Damodaran blamed the inclusion of 'S' in ESG, citing the impossibility of achieving consensus on social issues. While consensus may be elusive, ESG doesn't aim for a one-size-fits-all definition of 'good' or 'bad' companies.
His concern that companies will manipulate ESG scoring systems to their advantage is valid. But then, it should not deter us from placing faith in ESG principles or continuously enhancing the ESG framework. In the financial world, when we encounter problems or crises, we don't discard our regulations. Instead, we focus on refining and strengthening those, bolstering supervision and adapting to the changing landscape. The key lies in what is measured and how it is measured - constantly evolving and improving ESG assessment methodologies is essential to ensure they are reliable, robust and resistant to manipulation.
While Damodaran expressed deep distrust in CEOs, it's essential to recognise that the corporate sector plays a pivotal role. Trust issues about CEOs need to be addressed through regulatory measures like granular disclosures and enhanced transparency within corporate frameworks. This is precisely where ESG has a role to play. The choice to advocate for trusting governments over corporate leaders is personal, but addressing the world's most pressing challenges demands a collaborative approach. Blanket distrust of the corporate world overlooks the potential for corporations to evolve and contribute positively to societal progress.
It is important to accept that ESG investments are far from a homogenous asset class. They encompass a broad spectrum of companies and strategies. The performance of ESG investments can exhibit significant variations due to several factors.
- Specific ESG criteria employed.
- Markets in which such criteria are assessed or applied.
- Potential for regulatory arbitrage in these markets.
- Investment time horizon, and the overall depth of the market.
The prominent argument against ESG investments revolves around their purported underperformance compared to traditional investments. Critics frequently mention that ESG-focused funds or indices lag behind their non-ESG counterparts.
While this assertion may hold true in many cases, it's crucial to consider the long-term perspective inherent in ESG investing. Short-term underperformance should not eclipse the potential for ESG investments to yield robust returns over more extended periods. Furthermore, it's vital to acknowledge that the ESG landscape is in a constant state of evolution. Regulatory shifts, industry transformations and heightened awareness of ESG factors contribute to the prospect of enhanced ESG performance. While hope cannot be a strategy, regulatory 'carrot and stick' could nudge forward movement in the ESG journey.

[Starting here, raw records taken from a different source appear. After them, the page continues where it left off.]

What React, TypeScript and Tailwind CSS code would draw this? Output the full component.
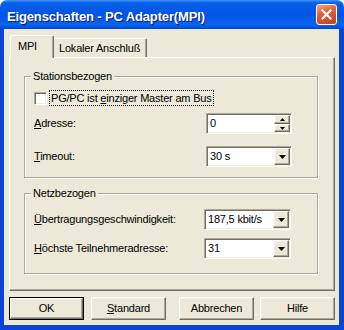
import React from 'react';

const raised =
  'border border-t-white border-l-white border-r-[#716f64] border-b-[#716f64] shadow-[inset_-1px_-1px_0_#aca899,inset_1px_1px_0_#f1efe2] bg-[#ece9d8]';
const sunken =
  'border border-t-[#aca899] border-l-[#aca899] border-r-white border-b-white shadow-[inset_1px_1px_0_#716f64,inset_-1px_-1px_0_#f1efe2] bg-white';

const DownArrow = () => (
  <svg width="7" height="4" viewBox="0 0 7 4">
    <polygon points="0,0 7,0 3.5,4" fill="#000" />
  </svg>
);

const SmallArrow = ({ up }: { up?: boolean }) => (
  <svg width="5" height="3" viewBox="0 0 5 3">
    <polygon points={up ? '0,3 5,3 2.5,0' : '0,0 5,0 2.5,3'} fill="#000" />
  </svg>
);

const Combo: React.FC<{ value: string; width: string }> = ({ value, width }) => (
  <div className={`flex h-[21px] ${width} p-px ${sunken}`}>
    <div className="flex-1 pl-[2px] leading-[17px]">{value}</div>
    <div className={`flex h-[17px] w-[16px] items-center justify-center ${raised}`}>
      <DownArrow />
    </div>
  </div>
);

const Spin: React.FC<{ value: string }> = ({ value }) => (
  <div className={`flex h-[21px] w-[86px] p-px ${sunken}`}>
    <div className="flex-1 pl-[2px] leading-[17px]">{value}</div>
    <div className="flex w-[16px] flex-col">
      <div className={`flex h-[9px] items-center justify-center ${raised}`}>
        <SmallArrow up />
      </div>
      <div className={`flex h-[8px] items-center justify-center ${raised}`}>
        <SmallArrow />
      </div>
    </div>
  </div>
);

const Group: React.FC<{ title: string; className: string; children: React.ReactNode }> = ({ title, className, children }) => (
  <div className={`relative w-[294px] border border-[#aca899] shadow-[1px_1px_0_#fff,inset_1px_1px_0_#fff] ${className}`}>
    <span className="absolute -top-[7px] left-[6px] bg-[#ece9d8] px-[2px]">{title}</span>
    {children}
  </div>
);

const Button: React.FC<{ children: React.ReactNode; className?: string; primary?: boolean }> = ({ children, className = '', primary }) =>
  primary ? (
    <div className={`h-[23px] w-[75px] border border-black ${className}`}>
      <div className={`flex h-full items-center justify-center ${raised}`}>{children}</div>
    </div>
  ) : (
    <div className={`flex h-[23px] w-[75px] items-center justify-center ${raised} ${className}`}>{children}</div>
  );

export default function App() {
  return (
    <div className="h-[330px] w-[344px] bg-white font-['Liberation_Sans',Arial,sans-serif] text-[11px] leading-[13px] tracking-[-0.2px] text-black">
      <div className="flex h-[29px] items-center justify-between rounded-t-[7px] bg-[linear-gradient(180deg,#3d95ff_0%,#0a5fe8_10%,#0055e5_50%,#0a62f0_85%,#0048d4_100%)] pl-[7px] pr-[7px]">
        <span className="pt-[3px] text-[13px] leading-[15px] font-bold tracking-[-0.15px] text-white [text-shadow:1px_1px_0_#0a1883]">
          Eigenschaften - PC Adapter(MPI)
        </span>
        <div className="flex h-[21px] w-[21px] items-center justify-center rounded-[3px] border border-white bg-[linear-gradient(160deg,#f0a58a_0%,#e0603a_40%,#c8401e_100%)]">
          <svg width="11" height="11" viewBox="0 0 11 11">
            <path d="M1.5 1.5 L9.5 9.5 M9.5 1.5 L1.5 9.5" stroke="#fff" strokeWidth="2.2" strokeLinecap="square" />
          </svg>
        </div>
      </div>

      <div className="h-[301px] border-b-[5px] border-l-4 border-r-[5px] border-[#0a45d8] bg-[#ece9d8] pt-[6px]">
        {/* tabs */}
        <div className="flex h-[22px] items-end pl-[6px]">
          <div className="relative z-10 -mb-px h-[23px] w-[44px] rounded-t-[2px] border-l border-t border-r border-l-white border-t-white border-r-[#716f64] bg-[#ece9d8] pl-[7px] pt-[4px] shadow-[inset_-1px_0_0_#aca899]">
            MPI
          </div>
          <div className="h-[19px] w-[93px] rounded-tr-[2px] border-t border-r border-t-white border-r-[#716f64] pl-[5px] pt-[3px] shadow-[inset_-1px_0_0_#aca899]">
            Lokaler Anschluß
          </div>
        </div>

        {/* panel */}
        <div className="ml-[5px] h-[234px] w-[326px] border border-t-white border-l-white border-r-[#716f64] border-b-[#716f64] pl-[14px] pt-[18px] shadow-[inset_-1px_-1px_0_#aca899]">
          <Group title="Stationsbezogen" className="pb-[10px] pl-[9px] pt-[13px]">
            <div className="flex h-[16px] items-center">
              <div className={`h-[13px] w-[13px] ${sunken}`} />
              <span className="ml-[2px] h-[16px] border border-dotted border-black px-px leading-[14px]">
                PG/PC ist <u className="underline-offset-[1px]">e</u>inziger Master am Bus
              </span>
            </div>
            <div className="mt-[7px] flex h-[21px] items-center">
              <span className="w-[172px]">
                <u className="underline-offset-[1px]">A</u>dresse:
              </span>
              <Spin value="0" />
            </div>
            <div className="mt-[12px] flex h-[21px] items-center">
              <span className="w-[172px]">
                <u className="underline-offset-[1px]">T</u>imeout:
              </span>
              <Combo value="30 s" width="w-[86px]" />
            </div>
          </Group>

          <Group title="Netzbezogen" className="mt-[15px] pb-[14px] pl-[9px] pt-[15px]">
            <div className="flex h-[21px] items-center">
              <span className="w-[170px]">
                <u className="underline-offset-[1px]">Ü</u>bertragungsgeschwindigkeit:
              </span>
              <Combo value="187,5 kbit/s" width="w-[87px]" />
            </div>
            <div className="mt-[8px] flex h-[21px] items-center">
              <span className="w-[170px]">
                <u className="underline-offset-[1px]">H</u>öchste Teilnehmeradresse:
              </span>
              <Combo value="31" width="w-[87px]" />
            </div>
          </Group>
        </div>

        {/* buttons */}
        <div className="mt-[6px] flex">
          <Button primary className="ml-[5px]">OK</Button>
          <Button className="ml-[7px]">
            <span>
              <u className="underline-offset-[1px]">S</u>tandard
            </span>
          </Button>
          <Button className="ml-[13px]">Abbrechen</Button>
          <Button className="ml-[6px]">Hilfe</Button>
        </div>
      </div>
    </div>
  );
}
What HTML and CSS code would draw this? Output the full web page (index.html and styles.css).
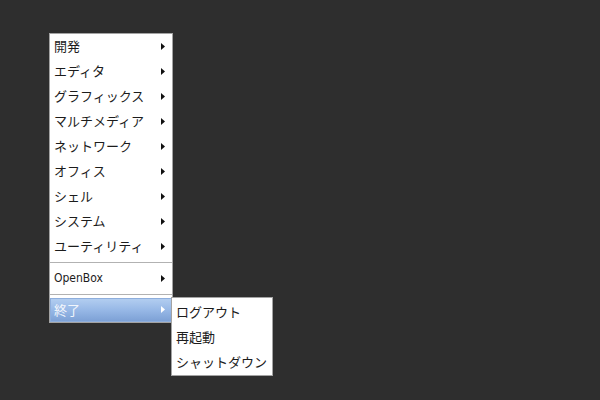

On a global scale, financial and market regulators confront a compelling imperative: establishing a consensus on a global minimum standard for the ESG framework. In an interconnected world, where capital flows seamlessly across borders, a standardised and homogenised approach ensures that investors can access consistent and reliable information for informed decision-making. This would maintain that ESG data remains trustworthy and assessments remain credible, regardless of a company's geographic location or industry.
Criticism and resistance to inventions and innovations have been recurring themes throughout history. The automobile was initially derided as noisy and unreliable, with some critics even suggesting that it wouldn't replace the horse and carriage. Aircraft faced scepticism, with some believing it was an unattainable dream. In the financial world, the introduction of credit cards was met with scepticism when it was introduced in the mid-20th century. People questioned the security and practicality of using a piece of plastic for transactions. Likewise, the concept of securitisation faced doubts in its early days, but it has since become a cornerstone of modern finance.
A growing number of businesses are poised to embrace the net-positive concept. Nations, too, are diligently striving toward the ambitious net-zero 2050 goal. The convergence of cutting-edge technologies, robust regulatory initiatives and compelling cost advantages will push the ESG journey. In corporate boards, this will find its rightful place on the quarterly agenda.
Companies are not merely obligated to showcase exemplary conduct to their clientele. They must commit to encompass all stakeholders, including their employees. That's where goodness in ideology and action will count. No framework - however noble its goals - can be expected to deliver perfection from day one.